Some government or legacy forms rely on XFA. Many browsers can’t process that format, which leads to blank pages or errors. Open those files in a dedicated PDF app that can handle XFA, or print to PDF to flatten the layout and add text on top. If a field is locked, use a text box overlay. If scripts inside the form block saving, export a fresh copy without scripts and place your entries again.

Troubleshooting Table: Fast Fixes That Work

Issue What It Means Fix
Can’t Type In Boxes PDF isn’t fillable or the viewer is limited Add text boxes in a form-filler or open in a full PDF app
Blank Page In Browser Likely an XFA-based form Open in a dedicated PDF app; then fill and save
Won’t Save Entries Viewer doesn’t keep form data Export a new PDF or use a tool with Save/Download
Signature Looks Jagged Low-res stamp or scaled image Create a new signature at higher size, then place it
Misaligned Text Font size or baseline doesn’t match Adjust the text box size and line height; zoom in
Form Requires Routing Another person must sign or approve Send with an e-signature workflow and track status
Image-Only Form Photo or scan with no fields Convert to PDF; add text boxes; run OCR if needed

Accessibility And Neat Formatting

Stick to high-contrast text. Use a readable font size so printed forms don’t strain the eyes. Keep entries inside lines and boxes. If the form has tiny fields, zoom to 150–200% and place text with the arrow keys for pixel-level control.

Security Basics For Shared Forms

Send only what’s needed. If a field asks for data the recipient doesn’t need, ask if you can leave it blank. When sending by email, attach the PDF instead of a raw image in the message body. For recurring forms, keep a private archive that includes the original and the signed copy.

When You Need Proof

Some forms need a trail. Save any email thread that requested the form. If your tool offers completion certificates or audit logs, keep those together with the signed PDF in a single folder. That way you can show who signed, when, and which copy was final.

Common Questions People Have

Is Typing A Name Enough For A Signature?

Many recipients accept a typed name when it’s paired with a locked PDF or a verified workflow. If a form lists a specific method, follow that method exactly. When in doubt, ask the recipient which signature types they accept.

Can I Finish Everything On My Phone?

Yes, for most forms. Use a mobile app or Drive preview to type and sign. For complex forms with many pages, desktop feels faster, but the steps are the same.

What If The Form Has JavaScript?

Some PDFs include scripts for validation or buttons. If a viewer blocks the script, the buttons won’t work. Export a flat copy and add entries again, or switch to a viewer that runs those scripts.

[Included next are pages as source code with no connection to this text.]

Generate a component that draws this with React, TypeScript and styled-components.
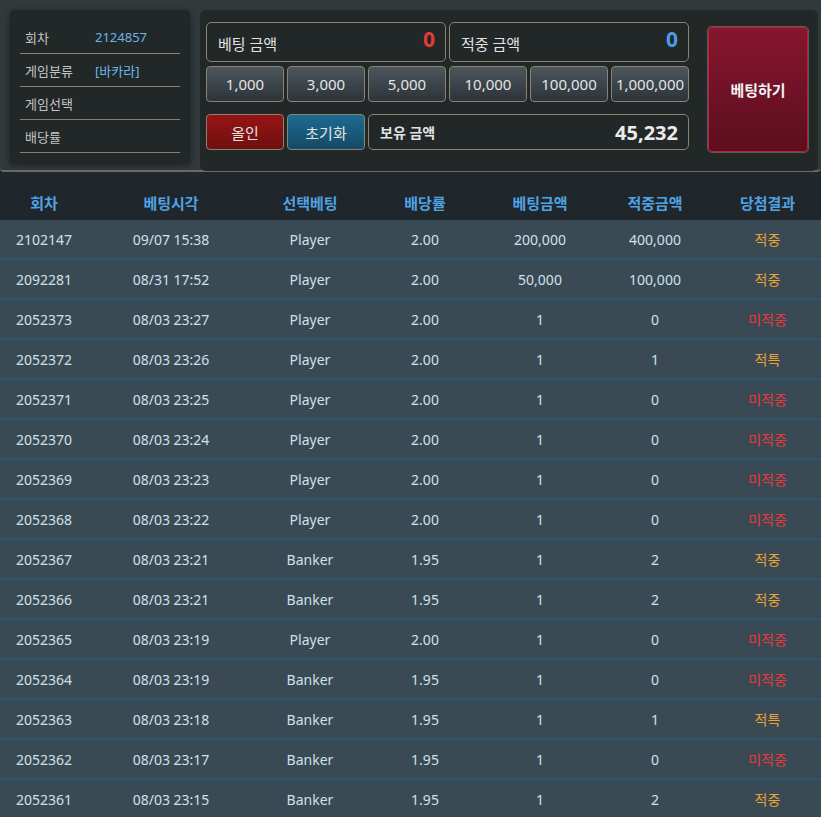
import React from "react";
import styled, { createGlobalStyle } from "styled-components";

const GlobalStyle = createGlobalStyle`
  html, body {
    margin: 0;
    padding: 0;
    background: #232729;
    font-family: "Noto Sans", "Noto Sans CJK KR", sans-serif;
  }
`;

const Page = styled.div`
  width: 821px;
  display: flex;
  flex-direction: column;
`;

const TopPanel = styled.div`
  display: flex;
  gap: 10px;
  height: 172px;
  padding: 10px 3px 0 10px;
  box-sizing: border-box;
  background: #31393c;
  border-bottom: 2px solid #6a6a66;
  border-radius: 0 0 4px 4px;
`;

const InfoBox = styled.div`
  width: 180px;
  height: 153px;
  box-sizing: border-box;
  padding: 11px 10px 10px;
  background: #222728;
  border-radius: 4px;
  box-shadow: 0 2px 6px rgba(0, 0, 0, 0.45);
`;

const InfoRow = styled.div`
  display: flex;
  align-items: center;
  height: 33px;
  box-sizing: border-box;
  padding-left: 5px;
  border-bottom: 1px solid #8a8070;
  font-size: 13px;
`;

const InfoLabel = styled.span`
  width: 70px;
  color: #c4c4c4;
`;

const InfoValue = styled.span`
  color: #6fb4e8;
`;

const BetPanel = styled.div`
  flex: 1;
  height: 161px;
  box-sizing: border-box;
  padding: 12px 10px 0 6px;
  display: flex;
  gap: 19px;
  background: #222728;
  border-radius: 6px;
`;

const BetControls = styled.div`
  width: 483px;
  display: flex;
  flex-direction: column;
`;

const Row = styled.div<{ $mt?: number }>`
  display: flex;
  gap: 3px;
  margin-top: ${(p) => p.$mt ?? 0}px;
`;

const AmountBox = styled.div`
  flex: 1;
  height: 40px;
  box-sizing: border-box;
  display: flex;
  justify-content: space-between;
  padding: 0 10px 0 11px;
  border: 1px solid #8c8271;
  border-radius: 5px;
`;

const AmountLabel = styled.span`
  padding-top: 10px;
  font-size: 15px;
  color: #e2e2e2;
`;

const AmountValue = styled.span<{ $color: string }>`
  padding-top: 2px;
  font-size: 21px;
  font-weight: 700;
  color: ${(p) => p.$color};
`;

const ChipButton = styled.button<{ $variant?: "chip" | "red" | "blue" }>`
  width: 78px;
  height: 36px;
  box-sizing: border-box;
  margin: 0;
  padding: 0;
  border: 1px solid #8c8271;
  border-radius: 4px;
  font-family: inherit;
  font-size: 15px;
  color: #e4e4e4;
  cursor: pointer;
  background: ${(p) =>
    p.$variant === "red"
      ? "linear-gradient(#981414, #6f1010)"
      : p.$variant === "blue"
      ? "linear-gradient(#1e6b92, #154965)"
      : "linear-gradient(#4b565d, #2d3439)"};
`;

const HoldBox = styled(AmountBox)`
  height: 36px;
  align-items: center;
`;

const HoldLabel = styled.span`
  font-size: 14px;
  font-weight: 700;
  color: #e2e2e2;
`;

const HoldValue = styled.span`
  font-size: 20px;
  font-weight: 700;
  color: #ececec;
`;

const BetButton = styled.button`
  width: 100px;
  height: 125px;
  margin-top: 5px;
  box-sizing: border-box;
  border: 1px solid #b52433;
  border-radius: 4px;
  box-shadow: 0 0 0 1px #5d5a55;
  background: linear-gradient(#861530, #5c0f1f);
  font-family: inherit;
  font-size: 15px;
  font-weight: 700;
  color: #f2f2f2;
  cursor: pointer;
`;

const cols = "88px 166px 112px 118px 112px 118px 107px";

const Table = styled.div`
  margin-top: 12px;
`;

const HeaderRow = styled.div`
  display: grid;
  grid-template-columns: ${cols};
  height: 36px;
  align-items: center;
  background: #1f262c;
`;

const HeaderCell = styled.div`
  text-align: center;
  font-size: 15px;
  font-weight: 700;
  color: #4fa3e2;
`;

const BodyRow = styled.div`
  display: grid;
  grid-template-columns: ${cols};
  height: 40px;
  box-sizing: border-box;
  align-items: center;
  background: #394a54;
  border-bottom: 2px solid #2c5570;
`;

const Cell = styled.div<{ $color?: string }>`
  text-align: center;
  font-size: 14px;
  color: ${(p) => p.$color ?? "#cfe0ec"};
`;

const rows: [string, string, string, string, string, string, string][] = [
  ["2102147", "09/07 15:38", "Player", "2.00", "200,000", "400,000", "적중"],
  ["2092281", "08/31 17:52", "Player", "2.00", "50,000", "100,000", "적중"],
  ["2052373", "08/03 23:27", "Player", "2.00", "1", "0", "미적중"],
  ["2052372", "08/03 23:26", "Player", "2.00", "1", "1", "적특"],
  ["2052371", "08/03 23:25", "Player", "2.00", "1", "0", "미적중"],
  ["2052370", "08/03 23:24", "Player", "2.00", "1", "0", "미적중"],
  ["2052369", "08/03 23:23", "Player", "2.00", "1", "0", "미적중"],
  ["2052368", "08/03 23:22", "Player", "2.00", "1", "0", "미적중"],
  ["2052367", "08/03 23:21", "Banker", "1.95", "1", "2", "적중"],
  ["2052366", "08/03 23:21", "Banker", "1.95", "1", "2", "적중"],
  ["2052365", "08/03 23:19", "Player", "2.00", "1", "0", "미적중"],
  ["2052364", "08/03 23:19", "Banker", "1.95", "1", "0", "미적중"],
  ["2052363", "08/03 23:18", "Banker", "1.95", "1", "1", "적특"],
  ["2052362", "08/03 23:17", "Banker", "1.95", "1", "0", "미적중"],
  ["2052361", "08/03 23:15", "Banker", "1.95", "1", "2", "적중"],
];

const headers = ["회차", "베팅시각", "선택베팅", "배당률", "베팅금액", "적중금액", "당첨결과"];
const chips = ["1,000", "3,000", "5,000", "10,000", "100,000", "1,000,000"];

export default function App() {
  return (
    <Page>
      <GlobalStyle />
      <TopPanel>
        <InfoBox>
          <InfoRow>
            <InfoLabel>회차</InfoLabel>
            <InfoValue>2124857</InfoValue>
          </InfoRow>
          <InfoRow>
            <InfoLabel>게임분류</InfoLabel>
            <InfoValue>[바카라]</InfoValue>
          </InfoRow>
          <InfoRow>
            <InfoLabel>게임선택</InfoLabel>
          </InfoRow>
          <InfoRow>
            <InfoLabel>배당률</InfoLabel>
          </InfoRow>
        </InfoBox>

        <BetPanel>
          <BetControls>
            <Row>
              <AmountBox>
                <AmountLabel>베팅 금액</AmountLabel>
                <AmountValue $color="#e23b3b">0</AmountValue>
              </AmountBox>
              <AmountBox>
                <AmountLabel>적중 금액</AmountLabel>
                <AmountValue $color="#4a9de2">0</AmountValue>
              </AmountBox>
            </Row>
            <Row $mt={4}>
              {chips.map((c) => (
                <ChipButton key={c}>{c}</ChipButton>
              ))}
            </Row>
            <Row $mt={12}>
              <ChipButton $variant="red">올인</ChipButton>
              <ChipButton $variant="blue">초기화</ChipButton>
              <HoldBox>
                <HoldLabel>보유 금액</HoldLabel>
                <HoldValue>45,232</HoldValue>
              </HoldBox>
            </Row>
          </BetControls>
          <BetButton>베팅하기</BetButton>
        </BetPanel>
      </TopPanel>

      <Table>
        <HeaderRow>
          {headers.map((h) => (
            <HeaderCell key={h}>{h}</HeaderCell>
          ))}
        </HeaderRow>
        {rows.map((r) => (
          <BodyRow key={r[0]}>
            {r.slice(0, 6).map((v, i) => (
              <Cell key={i}>{v}</Cell>
            ))}
            <Cell $color={r[6] === "미적중" ? "#e8383a" : "#f0a232"}>{r[6]}</Cell>
          </BodyRow>
        ))}
      </Table>
    </Page>
  );
}
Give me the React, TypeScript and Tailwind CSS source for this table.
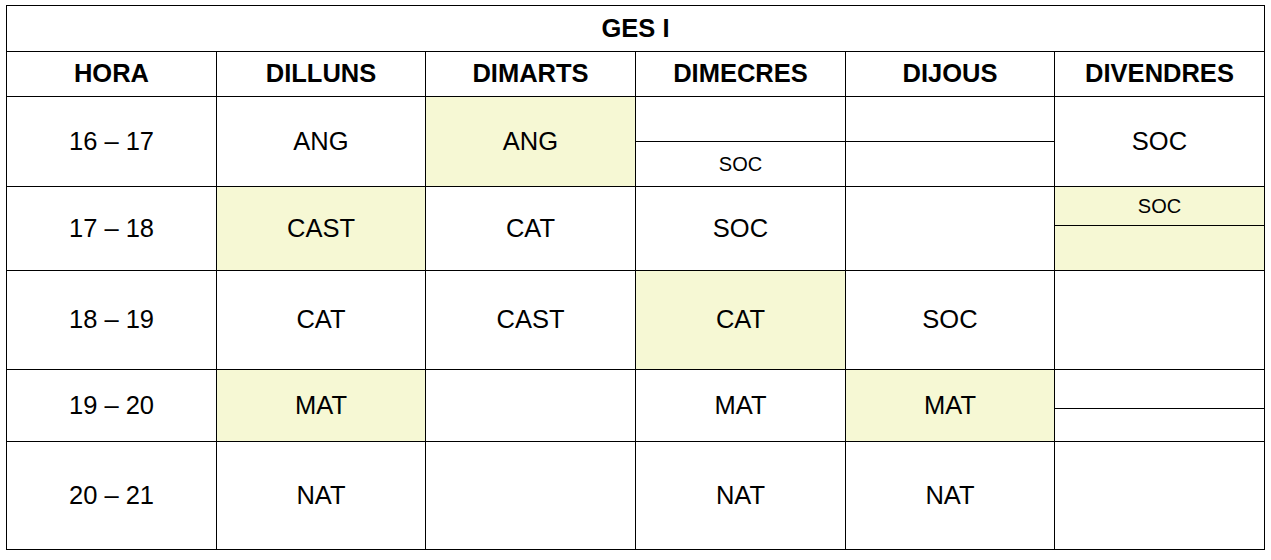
import React from "react";

const hl = "bg-[#f6f8d4]";

const Cell: React.FC<{
  className?: string;
  small?: boolean;
  bold?: boolean;
  children?: React.ReactNode;
}> = ({ className = "", small, bold, children }) => (
  <div
    className={`flex items-center justify-center ${
      small ? "text-[20px]" : "text-[25.5px]"
    } ${bold ? "font-bold" : ""} ${className.includes("bg-") ? "" : "bg-white"} ${className}`}
  >
    {children}
  </div>
);

const App: React.FC = () => {
  return (
    <div
      className="min-h-screen bg-white pt-[5px] pl-[6px] text-black leading-none"
      style={{ fontFamily: '"Liberation Sans", Arial, sans-serif' }}
    >
      <div className="inline-grid bg-black p-px gap-px grid-cols-[209px_208px_209px_209px_208px_209px] grid-rows-[45px_44px_44px_44px_38px_44px_98px_38px_32px_107px]">
        {/* title */}
        <Cell bold className="col-span-6">GES I</Cell>

        {/* day headers */}
        <Cell bold>HORA</Cell>
        <Cell bold>DILLUNS</Cell>
        <Cell bold>DIMARTS</Cell>
        <Cell bold>DIMECRES</Cell>
        <Cell bold>DIJOUS</Cell>
        <Cell bold>DIVENDRES</Cell>

        {/* 16 - 17 */}
        <Cell className="row-span-2">16 – 17</Cell>
        <Cell className="row-span-2">ANG</Cell>
        <Cell className={`row-span-2 ${hl}`}>ANG</Cell>
        <Cell />
        <Cell />
        <Cell className="row-span-2">SOC</Cell>
        <Cell small>SOC</Cell>
        <Cell />

        {/* 17 - 18 */}
        <Cell className="row-span-2">17 – 18</Cell>
        <Cell className={`row-span-2 ${hl}`}>CAST</Cell>
        <Cell className="row-span-2">CAT</Cell>
        <Cell className="row-span-2">SOC</Cell>
        <Cell className="row-span-2" />
        <Cell small className={hl}>SOC</Cell>
        <Cell className={hl} />

        {/* 18 - 19 */}
        <Cell>18 – 19</Cell>
        <Cell>CAT</Cell>
        <Cell>CAST</Cell>
        <Cell className={hl}>CAT</Cell>
        <Cell>SOC</Cell>
        <Cell />

        {/* 19 - 20 */}
        <Cell className="row-span-2">19 – 20</Cell>
        <Cell className={`row-span-2 ${hl}`}>MAT</Cell>
        <Cell className="row-span-2" />
        <Cell className="row-span-2">MAT</Cell>
        <Cell className={`row-span-2 ${hl}`}>MAT</Cell>
        <Cell />
        <Cell />

        {/* 20 - 21 */}
        <Cell>20 – 21</Cell>
        <Cell>NAT</Cell>
        <Cell />
        <Cell>NAT</Cell>
        <Cell>NAT</Cell>
        <Cell />
      </div>
    </div>
  );
};

export default App;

Final Checklist Before You Send

  • Open the file and scroll the full length to confirm every field is filled.
  • Recheck names, dates, IDs, and totals.
  • Confirm the signature is present and readable.
  • Save a final copy with a clear file name and the date.
  • Keep the original file in case the recipient needs changes.

Why This Method Works

The process balances speed with clean results. You pick a method that matches the file, add text where fields exist or place boxes where they don’t, then sign in a way the recipient expects. The legal baseline for electronic signatures in the U.S. backs the process when consent and simple conditions are met. Browser autofill trims repeat typing on web pages. In short, “how to write on a form online” boils down to the right viewer, the right text tool, and a saved copy that travels well.

Wrap-Up: You’re Ready To Fill Any Form

You now have a repeatable playbook for forms on desktop and phone. Match the file to the method, type cleanly, sign once, and save a share-ready PDF. If you ever hit a blank page or a form that won’t take input, switch to a full PDF app or drop text boxes on top, and you’ll be done in minutes. If you searched “how to write on a form online,” this guide gives you the steps, the tools, and the fixes that work every time.